Todas las mañanas de escuela, cuando saco a mi perro Eddie para mear, me encuentro con una vecina que lleva su hijo al colegio. En coche. Sólo trescientos metros separan su domicilio del centro escolar, y el chaval, ya crecidito, no padece ninguna minusvalía física que yo sepa, ni ningún sentido trágico de la desorientación. El primer día que los vi pensé: "Será que está buena mujer va a trabajar a la misma hora, o que el colegio le pilla justo de paso para hacer los recados..." Pero no hay tal caso. A los cinco minutos exactos, ella, invariablemente, sin más propósito que haber hecho el recorrido escolar, ya está de vuelta en su portal. No hay que ser Sherlock Holmes para deducir que esa familia es un poco disfuncional, muy poco ecológica, y que lo del coche es un vicio adquirido como cualquier otro. Siempre que los veo subirse al coche, gravemente, como si fueran a emprender un largo viaje hacia las Chimbambas, me acuerdo de aquella frase que escribió Bukowski en sus diarios cuando conoció las escaleras mecánicas en unos grandes almacenes:

    "Dentro de 4000 años no tendremos piernas, nos menearemos hacia delante usando el culo..."

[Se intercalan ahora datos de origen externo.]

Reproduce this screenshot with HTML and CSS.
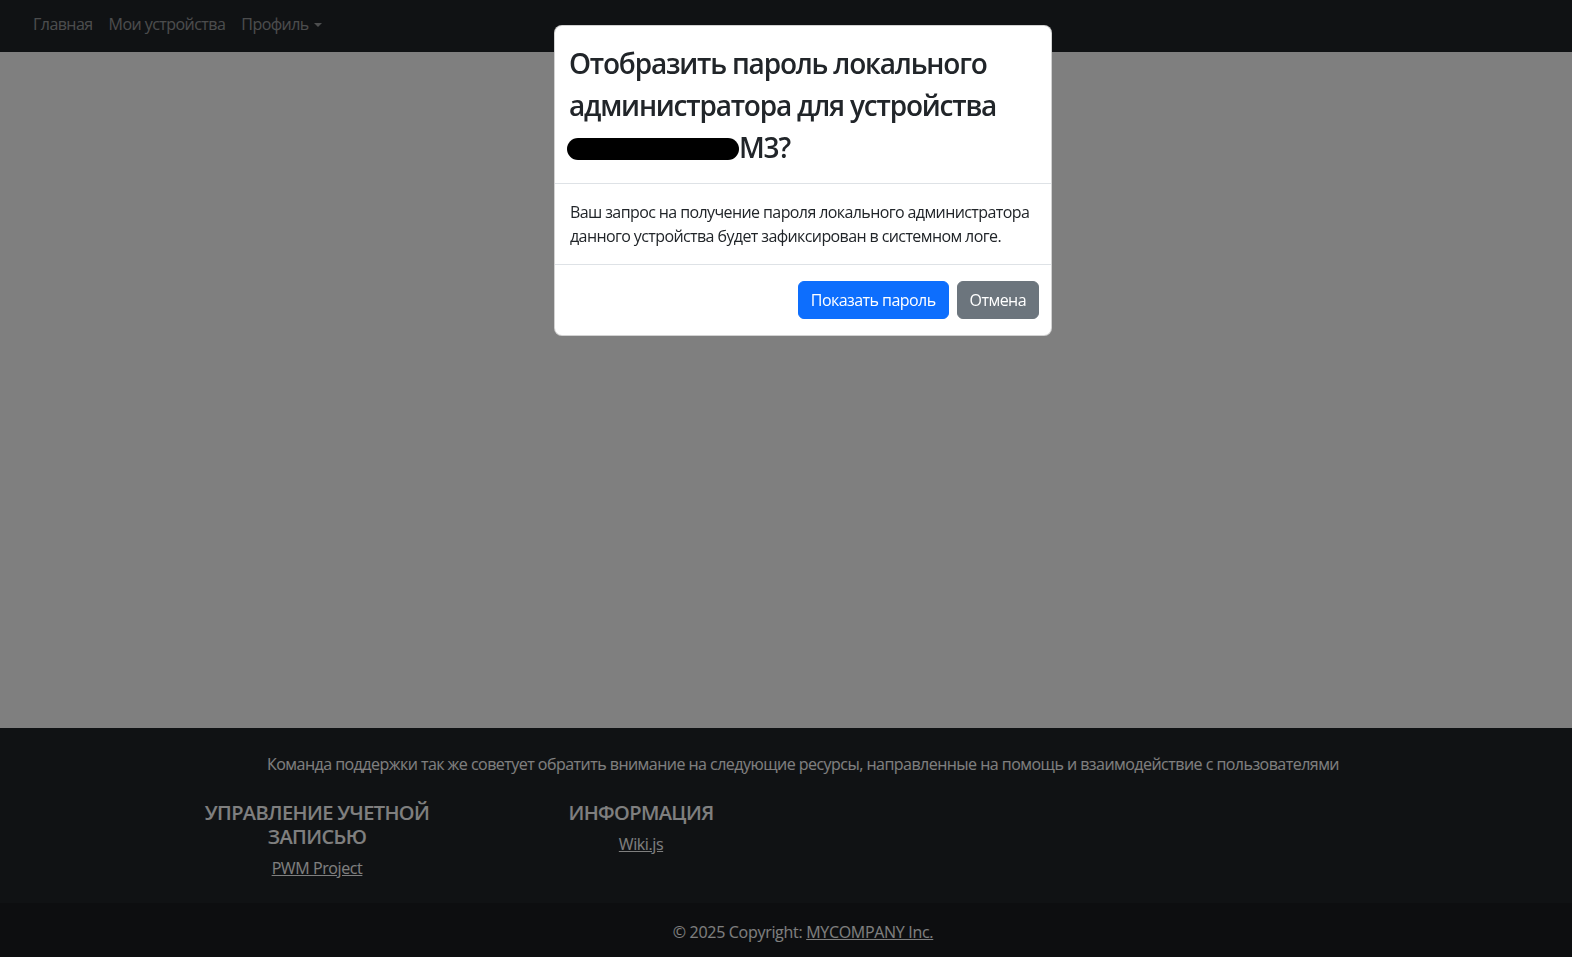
FILE: index.html
```html
<!DOCTYPE html>
<html lang="ru">
<head>
<meta charset="utf-8">
<title>Устройства</title>
<link rel="stylesheet" href="styles.css">
</head>
<body>
<div class="page">
  <nav class="navbar">
    <ul class="nav">
      <li><a class="nav-link" href="#">Главная</a></li>
      <li><a class="nav-link" href="#">Мои устройства</a></li>
      <li><a class="nav-link dropdown" href="#">Профиль<span class="caret"></span></a></li>
    </ul>
  </nav>
  <main class="main"></main>
  <footer class="footer">
    <div class="footer-inner">
      <p class="footer-lead">Команда поддержки так же советует обратить внимание на следующие ресурсы, направленные на помощь и взаимодействие с пользователями</p>
      <div class="footer-cols">
        <div class="footer-col">
          <h5 class="footer-title">Управление учетной записью</h5>
          <a class="footer-link" href="#">PWM Project</a>
        </div>
        <div class="footer-col">
          <h5 class="footer-title">Информация</h5>
          <a class="footer-link" href="#">Wiki.js</a>
        </div>
      </div>
    </div>
    <div class="copyright">© 2025 Copyright: <a class="footer-link" href="#">MYCOMPANY Inc.</a></div>
  </footer>
</div>

<div class="backdrop"></div>
<div class="modal">
  <div class="modal-dialog">
    <div class="modal-header">
      <h3 class="modal-title">Отобразить пароль локального администратора для устройства <span class="redact"></span>M3?</h3>
    </div>
    <div class="modal-body">
      Ваш запрос на получение пароля локального администратора данного устройства будет зафиксирован в системном логе.
    </div>
    <div class="modal-footer">
      <button class="btn btn-primary" type="button">Показать пароль</button>
      <button class="btn btn-secondary" type="button">Отмена</button>
    </div>
  </div>
</div>
</body>
</html>
```
FILE: styles.css
```css
* { box-sizing: border-box; }
html, body { margin: 0; padding: 0; height: 100%; }
body {
  font-family: "Open Sans", "Noto Sans", sans-serif;
  font-size: 16px;
  line-height: 1.5;
  color: #212529;
  background: #fff;
  overflow: hidden;
}
.page {
  min-height: 100vh;
  display: flex;
  flex-direction: column;
}
.navbar {
  background: #212529;
  height: 52px;
  display: flex;
  align-items: center;
  padding-left: 25px;
  padding-bottom: 5px;
}
.nav {
  list-style: none;
  margin: 0;
  padding: 0;
  display: flex;
}
.nav-link {
  display: block;
  padding: 0 8px;
  color: rgba(255,255,255,.55);
  text-decoration: none;
  line-height: 24px;
  letter-spacing: -0.55px;
}
.caret {
  display: inline-block;
  margin-left: 5px;
  vertical-align: 3px;
  border-top: 4px solid;
  border-left: 4px solid transparent;
  border-right: 4px solid transparent;
}
.main { flex: 1; background: #fff; }
.footer {
  background: #212529;
  color: #fff;
  text-align: center;
}
.footer-inner {
  padding: 24px 0 23px 34px;
}
.footer-lead {
  margin: 0;
  letter-spacing: -0.53px;
}
.footer-cols {
  display: flex;
  margin-top: 25px;
  padding-left: 121px;
}
.footer-col {
  width: 324px;
  padding: 0 12px;
}
.footer-title {
  margin: 0 0 7px;
  font-size: 20px;
  line-height: 24px;
  font-weight: 600;
  text-transform: uppercase;
  letter-spacing: -0.6px;
}
.footer-link {
  color: #fff;
  text-decoration: underline;
  letter-spacing: -0.4px;
}
.copyright {
  background: rgba(0,0,0,.2);
  padding: 17px 0 13px 34px;
  line-height: 24px;
  letter-spacing: -0.3px;
}
.copyright .footer-link { letter-spacing: -0.3px; }
.backdrop {
  position: fixed;
  inset: 0;
  background: rgba(0,0,0,.5);
}
.modal {
  position: fixed;
  inset: 0;
}
.modal-dialog {
  position: absolute;
  top: 25px;
  left: 554px;
  width: 498px;
  background: #fff;
  border: 1px solid rgba(0,0,0,.175);
  border-radius: 8px;
  overflow: hidden;
}
.modal-header {
  padding: 16px 16px 15px 14px;
  border-bottom: 1px solid #dee2e6;
}
.modal-title {
  margin: 0;
  font-size: 28px;
  line-height: 42px;
  font-weight: 600;
  letter-spacing: -1.2px;
}
.redact {
  display: inline-block;
  width: 172px;
  height: 22px;
  margin-left: -2px;
  background: #000;
  border-radius: 11px;
  vertical-align: -2px;
}
.modal-body {
  padding: 16px 10px 16px 15px;
  letter-spacing: -0.6px;
}
.modal-footer {
  border-top: 1px solid #dee2e6;
  padding: 12px 8px 12px 12px;
  display: flex;
  justify-content: flex-end;
}
.btn {
  margin: 4px;
  font-family: inherit;
  font-size: 16px;
  line-height: 24px;
  padding: 6px 12px;
  border: 1px solid transparent;
  border-radius: 6px;
  color: #fff;
  letter-spacing: -0.55px;
}
.btn-primary { background: #0d6efd; border-color: #0d6efd; }
.btn-secondary { background: #6c757d; border-color: #6c757d; }
```
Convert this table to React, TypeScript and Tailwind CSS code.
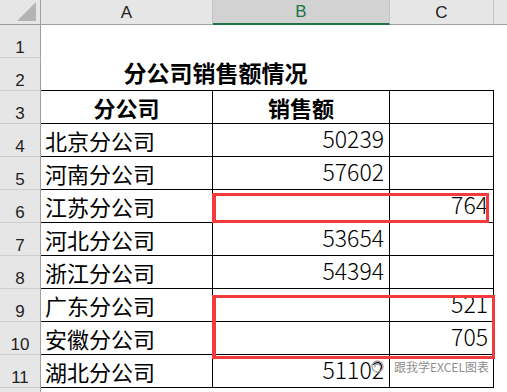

    Esta noche, viendo El cochecito, me he acordado de mis vecinos motorizados, a los que mañana volveré a encontrar cuando Eddie levante la patita. En El cochecito, que es la segunda película que firmaron juntos Azcona y Ferreri, don Anselmo es un jubilado que teme quedarse sin amigos porque su íntimo compadre, ahora impedido, se mueve por Madrid con un cochecito de minusválido, y se ha juntado con otros "ángeles del infierno" para ir de correrías por la Casa de Campo. Don Anselmo, al que da vida el impagable Pepe Isbert, está más sano que una manzana, y sus familiares, con buen criterio, no ven la necesidad de gastarse un pastón en el capricho. Le advierten que si deja de caminar se le van a anquilosar las piernas, pero el vendedor de los cochecitos, un ortopedista que se está forrando con el invento, le convence de que ahora lo moderno es ir a todos los sitios sin caminar, y que en el año 2000 ya nadie va a necesitar las piernas para nada. Azcona y Bukowski, tan lúcidos, ya habían anunciado al nuevo hombre en sus escritos.